When Postal got caught with Actovigen they said it was for one of their staff that was Diabetic.....Julian DeVries the head mechanic

But it really wasn't Julian's, He was presured into saying this. Said Julian "I signed a declaration under oath affirming that the Actovegin was mine. I did it because Armstrong and Bill Stapleton (Lance's agent) requested it ".


----------



## e-RICHIE (Apr 21, 2002)

surftel said:


> When Postal got caught with Actovigen they said it was for one of their staff that was Diabetic.....Julian DeVries the head mechanic
> 
> But it really wasn't Julian's, He was presured into saying this. Said Julian "I signed a declaration under oath affirming that the Actovegin was mine. I did it because Armstrong and Bill Stapleton (Lance's agent) requested it ".



can you please cite this quote's original publication source?


----------



## surftel (Apr 18, 2005)

it is from the SCA lawsuit


----------



## ChilliConCarnage (Jun 1, 2006)

A little more from the SCA Lawsuit... (deposition of mechanic Julian DeVries)

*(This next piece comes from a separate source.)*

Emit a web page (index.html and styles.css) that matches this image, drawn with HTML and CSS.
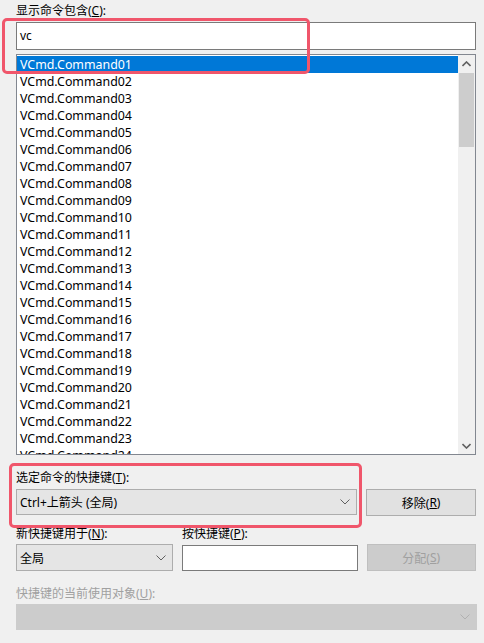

Q. In your service as a mechanic for the USPS, did you ever observe Lance Armstrong engage in any prohibited conduct including, but not limited to, the use of any performance enhancing substance ("PES")? 

A. No. 

Q. Did you ever observe any member of the USPS team use PES? 

A. No. 

Q. Did you ever assist in the procurement, transportation or disposal of any PES for the USPS or any member of the team? 

A. No. 

Q. Were you ever told by any member, coach, trainer or director of the USPS that any PES had been used by any USPS team member? 

A. No. 

Q. Did you tell Greg LeMond that you had attended a training camp in the Pyrenees with Kevin Livingston, Tyler Hamilton, Lance Armstrong and Dr. Ferrari where they were using large amounts of drugs which were new, out of the system in 48 hours and could never be detected? 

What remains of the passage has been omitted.